In this chapter, St. Paul discusses the Christian freedom of conscience and what is pure and impure in food (vs. 1-4), and what is holy and what is not in days (vs. 5-9).  He asked every one to refer to his own Christian conscience as to what to eat or drink, and not to judge others, who also refer to their own conscience … (vs. 10-14).  He also com­mands that the strong in faith should bear the one who is weak in faith.  Everyone should take care to behave in a manner that is proper for the children of God (vs. 15-19).  Not to judge his weak brother but to accept him in his weakness, considering that all things are permissible to the believer but not all things are suitable (1Co. 6:12, 10:23, Ro. 14:14).  The apostle then stresses that acting or behaving with a doubting conscience, or hurting other’s conscience, is an act against faith, and is sin (vs. 20-23).  But acting according to faith, and with no doubt, is a grace, “happy is he who does not condemn himself in what he approves.”

4- Chapters 15, 16: The Relations of Christians with Others (3), and Con­clusion of the Epistle

First Part (v. 1-13): St. Paul continues his teachings on “the relations of Christians with others” in the first part of Chapter 15, then he starts to conclude his epistle in the rest of this chapter.  So he summarizes first (v. 1-2) what he already said in Chapter 14, then he clarifies the spiritual basis for this teaching (v. 3-4), that is how Christ Himself, whom we put on (Ro. 13:14), lived, “For even Christ did not please Himself; but as it is written, ‘The reproaches of those who reproached You fell on Me”.  Then he concludes this part with a prayer (vs. 5-13), “Now may the God of patience and comfort grant you to be likeminded toward one another … Now may the God of hope fill you with all joy and peace …”, highlighting the importance of unity, “with one mind and one mouth … Therefore receive one another …”.  This unity was founded by Christ in His ministry to the circum­cision (Jews), and acceptance of the Gentiles, as prophesied by the prophets, starting with Moses, “Rejoice, O’ Gentiles, with His people!” (Deut. 32:43, Ro. 15:10).

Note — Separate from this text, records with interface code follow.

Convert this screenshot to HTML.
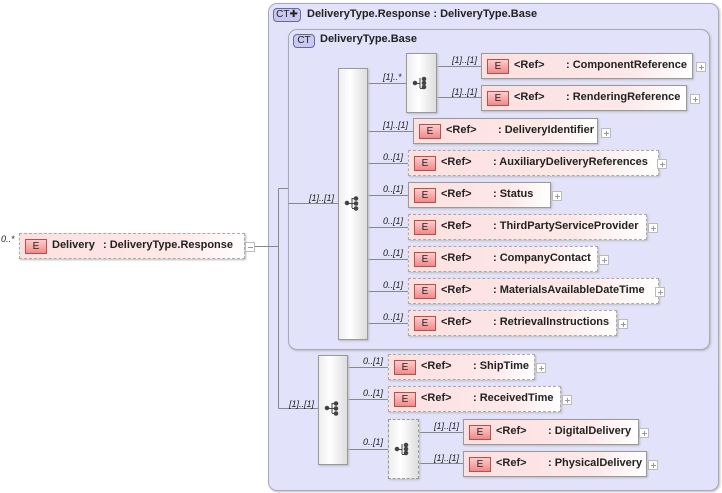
<!DOCTYPE html>
<html><head><style>
body{margin:0;width:722px;height:493px;background:#fff;position:relative;overflow:hidden;font-family:"Liberation Sans",sans-serif;}
.a{position:absolute;}
.ct{position:absolute;border:1px solid #a8a8b8;border-radius:9px;background:#e2e2fa;box-shadow:1px 1px 2px #bbb;}
.el{position:absolute;height:24px;border:1px solid #9a9a9a;background:linear-gradient(to right,#fde0e0,#fde8e8 70%,#fff);box-shadow:1px 1px 2px #bbb;font-size:11px;font-weight:bold;color:#222;}
.el.d{border:1px dashed #aaa;}
.el .e{position:absolute;left:5px;top:5px;width:20px;height:13px;border:1px solid #b05050;background:linear-gradient(#fcc,#f08a8a);font-size:10px;font-weight:normal;text-align:center;line-height:13px;color:#222;}
.el .r{position:absolute;left:32px;top:5px;}
.el .n{position:absolute;top:5px;white-space:nowrap;}
.pl{position:absolute;width:8px;height:8px;border:1px solid #bbb;background:#fff;}
.pl:before{content:"";position:absolute;left:2px;top:4px;width:5px;height:1px;background:#999;}
.pl.p:after{content:"";position:absolute;left:4px;top:2px;width:1px;height:5px;background:#999;}
.seq{position:absolute;border:1px solid #999;background:linear-gradient(to right,#eee,#fff 40%,#ddd);box-shadow:1px 1px 2px #bbb;}
.lb{position:absolute;font-size:9px;font-style:italic;color:#222;}
.h{position:absolute;font-size:11px;font-weight:bold;color:#222;}
.ic{position:absolute;border:1px solid #6668a0;border-radius:4px;background:#c8c8f0;font-size:10px;color:#222;text-align:center;line-height:11px;}
</style></head><body>
<div class="ct" style="left:268px;top:3px;width:449px;height:486px"></div>
<div class="ic" style="left:273px;top:8px;width:26px;height:12px">CT✚</div>
<div class="h" style="left:307px;top:8px">DeliveryType.Response : DeliveryType.Base</div>
<div class="ct" style="left:288px;top:29px;width:420px;height:319px"></div>
<div class="ic" style="left:293px;top:34px;width:20px;height:12px">CT</div>
<div class="h" style="left:320px;top:33px">DeliveryType.Base</div>

<svg class="a" style="left:0;top:0" width="722" height="493">
<g stroke="#888" fill="none" stroke-width="1">
<path d="M254.5 246.5H278.5M278.5 188.5V408.5M278.5 188.5H288M288.5 203.5H338M278.5 408.5H318"/>
<path d="M367 83.5H406M436 66.5H481M436 97.5H481"/>
<path d="M367 131.5H413M367 163.5H408M367 195.5H408M367 227.5H408M367 259.5H408M367 291.5H408M367 323.5H408"/>
<path d="M347 367.5H388M347 399.5H388M347 449.5H388M418 432.5H463M418 463.5H463"/>
</g>
<g fill="#444" stroke="#444">
<g transform="translate(345,196)"><circle cx="2" cy="7" r="1.8"/><path d="M3 7.5H7M7 2V12M7 2.5H10M7 7.5H10M7 12.5H10" fill="none"/><circle cx="11" cy="2" r="1.8"/><circle cx="11" cy="5" r="1.8"/><circle cx="11" cy="9" r="1.8"/><circle cx="11" cy="12" r="1.8"/></g>
<g transform="translate(325,401)"><circle cx="2" cy="7" r="1.8"/><path d="M3 7.5H7M7 2V12M7 2.5H10M7 7.5H10M7 12.5H10" fill="none"/><circle cx="11" cy="2" r="1.8"/><circle cx="11" cy="5" r="1.8"/><circle cx="11" cy="9" r="1.8"/><circle cx="11" cy="12" r="1.8"/></g>
<g transform="translate(414,76)"><circle cx="2" cy="7" r="1.8"/><path d="M3 7.5H7M7 12.5H10M7 3V12" fill="none"/><circle cx="11" cy="3" r="1.8"/><circle cx="11" cy="7" r="1.8"/><circle cx="11" cy="11" r="1.8"/></g>
<g transform="translate(396,442)"><circle cx="2" cy="7" r="1.8"/><path d="M3 7.5H7M7 12.5H10M7 3V12" fill="none"/><circle cx="11" cy="3" r="1.8"/><circle cx="11" cy="7" r="1.8"/><circle cx="11" cy="11" r="1.8"/></g>
</g>
</svg>
<div class="seq" style="left:338px;top:68px;width:28px;height:270px"></div>
<div class="seq" style="left:318px;top:355px;width:28px;height:108px"></div>
<div class="seq" style="left:406px;top:53px;width:29px;height:58px"></div>
<div class="seq" style="left:388px;top:419px;width:29px;height:58px;border-style:dashed"></div>
<svg class="a" style="left:0;top:0" width="722" height="493">
<g fill="#444" stroke="#444">
<g transform="translate(345,196)"><circle cx="2" cy="7" r="1.8"/><path d="M3 7.5H7M7 2V12M7 2.5H10M7 7.5H10M7 12.5H10" fill="none"/><circle cx="11" cy="2.5" r="1.8"/><circle cx="11" cy="7.5" r="1.8"/><circle cx="11" cy="12.5" r="1.8"/></g>
<g transform="translate(325,401)"><circle cx="2" cy="7" r="1.8"/><path d="M3 7.5H7M7 2V12M7 2.5H10M7 7.5H10M7 12.5H10" fill="none"/><circle cx="11" cy="2.5" r="1.8"/><circle cx="11" cy="7.5" r="1.8"/><circle cx="11" cy="12.5" r="1.8"/></g>
<g transform="translate(413,76)"><circle cx="2" cy="7" r="1.8"/><path d="M3 7.5H7M7 12.5H10M7 2V12" fill="none"/><circle cx="11" cy="3" r="1.8"/><circle cx="11" cy="7" r="1.8"/><circle cx="11" cy="11" r="1.8"/></g>
<g transform="translate(395,442)"><circle cx="2" cy="7" r="1.8"/><path d="M3 7.5H7M7 12.5H10M7 2V12" fill="none"/><circle cx="11" cy="3" r="1.8"/><circle cx="11" cy="7" r="1.8"/><circle cx="11" cy="11" r="1.8"/></g>
</g></svg>

<div class="lb" style="left:1px;top:234px">0..*</div>
<div class="el d" style="left:19px;top:233px;width:224px"><div class="e">E</div><div class="n" style="left:32px">Delivery</div><div class="n" style="left:83px">: DeliveryType.Response</div></div>
<div class="pl" style="left:245px;top:242px"></div>

<div class="lb" style="left:309px;top:193px">[1]..[1]</div>
<div class="lb" style="left:289px;top:399px">[1]..[1]</div>
<div class="lb" style="left:383px;top:72px">[1]..*</div>

<div class="lb" style="left:452px;top:55px">[1]..[1]</div>
<div class="el" style="left:481px;top:53px;width:210px"><div class="e">E</div><div class="r">&lt;Ref&gt;</div><div class="n" style="left:84px">: ComponentReference</div></div>
<div class="pl p" style="left:696px;top:62px"></div>
<div class="lb" style="left:452px;top:87px">[1]..[1]</div>
<div class="el" style="left:481px;top:85px;width:204px"><div class="e">E</div><div class="r">&lt;Ref&gt;</div><div class="n" style="left:84px">: RenderingReference</div></div>
<div class="pl p" style="left:690px;top:94px"></div>

<div class="lb" style="left:383px;top:120px">[1]..[1]</div>
<div class="el" style="left:413px;top:118px;width:183px"><div class="e">E</div><div class="r">&lt;Ref&gt;</div><div class="n" style="left:84px">: DeliveryIdentifier</div></div>
<div class="pl p" style="left:601px;top:128px"></div>

<div class="lb" style="left:383px;top:152px">0..[1]</div>
<div class="el d" style="left:408px;top:150px;width:249px"><div class="e">E</div><div class="r">&lt;Ref&gt;</div><div class="n" style="left:84px">: AuxiliaryDeliveryReferences</div></div>
<div class="pl p" style="left:657px;top:159px"></div>
<div class="lb" style="left:383px;top:184px">0..[1]</div>
<div class="el" style="left:408px;top:182px;width:141px"><div class="e">E</div><div class="r">&lt;Ref&gt;</div><div class="n" style="left:84px">: Status</div></div>
<div class="pl p" style="left:552px;top:191px"></div>
<div class="lb" style="left:383px;top:216px">0..[1]</div>
<div class="el d" style="left:408px;top:214px;width:237px"><div class="e">E</div><div class="r">&lt;Ref&gt;</div><div class="n" style="left:84px">: ThirdPartyServiceProvider</div></div>
<div class="pl p" style="left:648px;top:223px"></div>
<div class="lb" style="left:383px;top:248px">0..[1]</div>
<div class="el d" style="left:408px;top:246px;width:188px"><div class="e">E</div><div class="r">&lt;Ref&gt;</div><div class="n" style="left:84px">: CompanyContact</div></div>
<div class="pl p" style="left:599px;top:255px"></div>
<div class="lb" style="left:383px;top:280px">0..[1]</div>
<div class="el d" style="left:408px;top:278px;width:249px"><div class="e">E</div><div class="r">&lt;Ref&gt;</div><div class="n" style="left:84px">: MaterialsAvailableDateTime</div></div>
<div class="pl p" style="left:655px;top:287px"></div>
<div class="lb" style="left:383px;top:312px">0..[1]</div>
<div class="el d" style="left:408px;top:310px;width:207px"><div class="e">E</div><div class="r">&lt;Ref&gt;</div><div class="n" style="left:84px">: RetrievalInstructions</div></div>
<div class="pl p" style="left:618px;top:319px"></div>

<div class="lb" style="left:363px;top:356px">0..[1]</div>
<div class="el d" style="left:388px;top:354px;width:145px"><div class="e">E</div><div class="r">&lt;Ref&gt;</div><div class="n" style="left:84px">: ShipTime</div></div>
<div class="pl p" style="left:536px;top:363px"></div>
<div class="lb" style="left:363px;top:388px">0..[1]</div>
<div class="el d" style="left:388px;top:386px;width:171px"><div class="e">E</div><div class="r">&lt;Ref&gt;</div><div class="n" style="left:84px">: ReceivedTime</div></div>
<div class="pl p" style="left:562px;top:395px"></div>
<div class="lb" style="left:363px;top:437px">0..[1]</div>
<div class="lb" style="left:434px;top:421px">[1]..[1]</div>
<div class="el" style="left:463px;top:419px;width:174px"><div class="e">E</div><div class="r">&lt;Ref&gt;</div><div class="n" style="left:84px">: DigitalDelivery</div></div>
<div class="pl p" style="left:639px;top:428px"></div>
<div class="lb" style="left:434px;top:453px">[1]..[1]</div>
<div class="el" style="left:463px;top:451px;width:182px"><div class="e">E</div><div class="r">&lt;Ref&gt;</div><div class="n" style="left:84px">: PhysicalDelivery</div></div>
<div class="pl p" style="left:648px;top:460px"></div>
</body></html>
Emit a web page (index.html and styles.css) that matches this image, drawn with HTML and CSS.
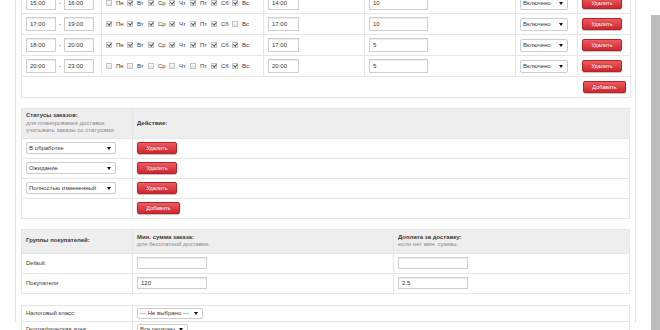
FILE: index.html
```html
<!DOCTYPE html>
<html lang="ru">
<head>
    <meta charset="UTF-8">
    <title>Доставка по времени</title>
    <link rel="stylesheet" href="styles.css">
</head>
<body>
<div class="screen">
  <div class="page">
    <div class="panel">

      <table class="grid schedule">
        <colgroup><col style="width:80px"><col style="width:162px"><col style="width:101px"><col style="width:151px"><col style="width:62px"><col style="width:53px"></colgroup>
        <tr>
          <td><input class="field time" value="15:00"><span class="dash">-</span><input class="field time" value="16:00"></td>
          <td class="days"><span class="day"><i class="cb"></i>Пн</span><span class="day"><i class="cb on"></i>Вт</span><span class="day"><i class="cb on"></i>Ср</span><span class="day"><i class="cb on"></i>Чт</span><span class="day"><i class="cb on"></i>Пт</span><span class="day"><i class="cb on"></i>Сб</span><span class="day"><i class="cb on"></i>Вс</span></td>
          <td><input class="field stop" value="14:00"></td>
          <td><input class="field limit" value="10"></td>
          <td><span class="select state">Включено</span></td>
          <td><button class="btn">Удалить</button></td>
        </tr>
        <tr>
          <td><input class="field time" value="17:00"><span class="dash">-</span><input class="field time" value="19:00"></td>
          <td class="days"><span class="day"><i class="cb on"></i>Пн</span><span class="day"><i class="cb on"></i>Вт</span><span class="day"><i class="cb on"></i>Ср</span><span class="day"><i class="cb on"></i>Чт</span><span class="day"><i class="cb on"></i>Пт</span><span class="day"><i class="cb on"></i>Сб</span><span class="day"><i class="cb"></i>Вс</span></td>
          <td><input class="field stop" value="17:00"></td>
          <td><input class="field limit" value="10"></td>
          <td><span class="select state">Включено</span></td>
          <td><button class="btn">Удалить</button></td>
        </tr>
        <tr>
          <td><input class="field time" value="18:00"><span class="dash">-</span><input class="field time" value="20:00"></td>
          <td class="days"><span class="day"><i class="cb on"></i>Пн</span><span class="day"><i class="cb on"></i>Вт</span><span class="day"><i class="cb on"></i>Ср</span><span class="day"><i class="cb on"></i>Чт</span><span class="day"><i class="cb on"></i>Пт</span><span class="day"><i class="cb on"></i>Сб</span><span class="day"><i class="cb on"></i>Вс</span></td>
          <td><input class="field stop" value="17:00"></td>
          <td><input class="field limit" value="5"></td>
          <td><span class="select state">Включено</span></td>
          <td><button class="btn">Удалить</button></td>
        </tr>
        <tr>
          <td><input class="field time" value="20:00"><span class="dash">-</span><input class="field time" value="23:00"></td>
          <td class="days"><span class="day"><i class="cb"></i>Пн</span><span class="day"><i class="cb"></i>Вт</span><span class="day"><i class="cb"></i>Ср</span><span class="day"><i class="cb"></i>Чт</span><span class="day"><i class="cb"></i>Пт</span><span class="day"><i class="cb on"></i>Сб</span><span class="day"><i class="cb on"></i>Вс</span></td>
          <td><input class="field stop" value="20:00"></td>
          <td><input class="field limit" value="5"></td>
          <td><span class="select state">Включено</span></td>
          <td><button class="btn">Удалить</button></td>
        </tr>
        <tr class="add-row">
          <td colspan="6" class="right"><button class="btn add">Добавить</button></td>
        </tr>
      </table>

      <table class="grid statuses">
        <colgroup><col style="width:111px"><col></colgroup>
        <tr>
          <th>Статусы заказов:<span class="sub">для планирования доставок</span><span class="sub">учитывать заказы со статусами</span></th>
          <th>Действие:</th>
        </tr>
        <tr>
          <td><span class="select status">В обработке</span></td>
          <td><button class="btn">Удалить</button></td>
        </tr>
        <tr>
          <td><span class="select status">Ожидание</span></td>
          <td><button class="btn">Удалить</button></td>
        </tr>
        <tr>
          <td><span class="select status">Полностью измененный</span></td>
          <td><button class="btn">Удалить</button></td>
        </tr>
        <tr>
          <td></td>
          <td><button class="btn add">Добавить</button></td>
        </tr>
      </table>

      <table class="grid groups">
        <colgroup><col style="width:111px"><col style="width:261px"><col></colgroup>
        <tr>
          <th>Группы покупателей:</th>
          <th>Мин. сумма заказа:<span class="sub">для бесплатной доставки.</span></th>
          <th>Доплата за доставку:<span class="sub">если нет мин. суммы.</span></th>
        </tr>
        <tr>
          <td>Default</td>
          <td><input class="field sum" value=""></td>
          <td><input class="field sum" value=""></td>
        </tr>
        <tr>
          <td>Покупатели</td>
          <td><input class="field sum" value="120"></td>
          <td><input class="field sum" value="2.5"></td>
        </tr>
      </table>

      <table class="grid misc">
        <colgroup><col style="width:111px"><col></colgroup>
        <tr>
          <td>Налоговый класс:</td>
          <td><span class="select tax">--- Не выбрано ---</span></td>
        </tr>
        <tr>
          <td>Географическая зона:</td>
          <td><span class="select zone">Все регионы</span></td>
        </tr>
      </table>

    </div>
  </div>
  <div class="scrollbar"><div class="thumb"></div></div>
</div>
</body>
</html>
```

FILE: styles.css
```css
body {
    margin: 0;
    font-family: "Liberation Sans", Arial, sans-serif;
    font-size: 6px;
    color: #3a3a3a;
    background: #fff;
}
.screen {
    display: flex;
    height: 330px;
    overflow: hidden;
}
.page {
    width: 651px;
    padding-left: 15px;
    box-sizing: border-box;
}
.panel {
    width: 621px;
    height: 100%;
    box-sizing: border-box;
    border-left: 1px solid #e3e3e3;
    border-right: 1px solid #e3e3e3;
    padding: 0 5px;
}
.scrollbar {
    width: 9px;
    padding-top: 15px;
}
.thumb {
    height: 100%;
    background: #bdbdbd;
}

/* tables */
.grid {
    width: 609px;
    border-collapse: collapse;
    table-layout: fixed;
    border: 1px solid #e6e6e6;
    margin-top: 10px;
}
.grid td, .grid th {
    border: 1px solid #e6e6e6;
    padding: 0 4px;
    text-align: left;
    vertical-align: middle;
    white-space: nowrap;
}
.grid td {
    height: 20px;
    box-sizing: border-box;
}
.grid th {
    background: #eee;
    font-weight: bold;
    line-height: 7.5px;
    padding-top: 3px;
    padding-bottom: 3px;
}
.sub {
    display: block;
    font-weight: normal;
    color: #8a8a8a;
}
.schedule {
    margin-top: -8px;
}
.schedule td {
    height: 21px;
}
.schedule .add-row td {
    height: 21px;
}
.statuses {
    margin-top: 10px;
}
.groups {
    margin-top: 10px;
}
.groups th {
    padding-top: 4px;
    padding-bottom: 4px;
}
.misc {
    margin-top: 11px;
}
.misc td {
    height: 16px;
}
.right {
    text-align: right !important;
}

/* form controls */
.field {
    box-sizing: border-box;
    height: 14px;
    border: 1px solid #cfcfcf;
    box-shadow: inset 0 1px 1px rgba(0, 0, 0, 0.08);
    font: 6px "Liberation Sans", Arial, sans-serif;
    color: #333;
    padding: 0 3px;
    vertical-align: middle;
    margin: 0;
}
.time { width: 30px; }
.stop { width: 31px; }
.limit { width: 59px; }
.sum { width: 70px; height: 12px; }
.dash {
    display: inline-block;
    margin: 0 3px;
    vertical-align: middle;
}

.day {
    display: inline-flex;
    align-items: center;
    width: 21px;
    vertical-align: middle;
}
.cb {
    position: relative;
    box-sizing: border-box;
    width: 6px;
    height: 6px;
    margin-right: 4px;
    border: 1px solid #c4c4c4;
    background: linear-gradient(#fbfbfb, #e4e4e4);
}
.cb.on::after {
    content: "";
    position: absolute;
    left: 1px;
    top: -1px;
    width: 1.5px;
    height: 3px;
    border-right: 1px solid #555;
    border-bottom: 1px solid #555;
    transform: rotate(40deg);
}

.select {
    position: relative;
    display: inline-block;
    box-sizing: border-box;
    height: 12px;
    line-height: 10px;
    border: 1px solid #cdcdcd;
    border-radius: 2px;
    background: #fff;
    padding-left: 2px;
    vertical-align: middle;
}
.select::after {
    content: "";
    position: absolute;
    right: 4px;
    top: 4px;
    border-left: 2px solid transparent;
    border-right: 2px solid transparent;
    border-top: 3px solid #111;
}
.state { width: 48px; height: 13px; line-height: 11px; }
.status { width: 90px; }
.tax { width: 66px; height: 11px; line-height: 9px; }
.tax::after, .zone::after { top: 3px; }
.zone { height: 11px; line-height: 9px; padding-right: 12px; }

.btn {
    box-sizing: border-box;
    width: 40px;
    height: 12px;
    padding: 0;
    border: 1px solid #b5232a;
    border-radius: 2px;
    background: linear-gradient(#ef5b60, #cf272e);
    box-shadow: 0 1px 1px rgba(0, 0, 0, 0.25);
    color: #fff;
    font: 5.5px "Liberation Sans", Arial, sans-serif;
    text-shadow: 0 -1px 0 rgba(0, 0, 0, 0.25);
    vertical-align: middle;
}
.btn.add {
    width: 43px;
}
```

2- Second Part (Ro. 15:14 – 16:27) Conclusion: St. Paul begins to conclude his epistle (vs. 14-16) by justifying why he wrote to them, “because of the grace given to me by God, that I might be a minister of Jesus Christ to the Gentiles”.  Then, in the rest of Chapter 15, he briefly summarizes what has been accomplished in this ministry (v. 19), what is being done at that time (v.  25), and what he plans to do (v. 24).  Then, in humbleness, he asks all to struggle with him in prayers for the success of his ministry.

As for Chapter 16, it consists of salutations from the apostle (vs. 1-16), warning from false apostles (vs. 17-20), salutations from coworkers of St. Paul (vs. 21-24), and the final apostolic blessing (vs. 25-27).  Whereas the numerous names mentioned in these salutations may represent a difficulty for the first time readers, they are a treasure of information for scholars of the Bible and Early Church History.  But for us now, in these “Short Notes”, it may be sufficient to notice the effects of faith, and the work of the overflowing Holy Spirit in those early living members of the Body of Christ.  Among those we see Paul’s “fellow workers in Christ Jesus, who risked their own necks for my (Paul’s) life, to whom not only I give thanks, but also all the churches of the Gentiles”, “the servant of the church … receive her in the Lord in a manner worthy of the saints … she has been a helper of many and of myself also”, “who labored much for us”, “my fellow prisoners, who are of note among the apostles”, and “my host and the host of the whole church” (vs. 3-4, 1-2, 6, 7, 23).

He does not forget to assure the believers not to worry, because the devil cannot disturb them as long as God is holding them (v. 20).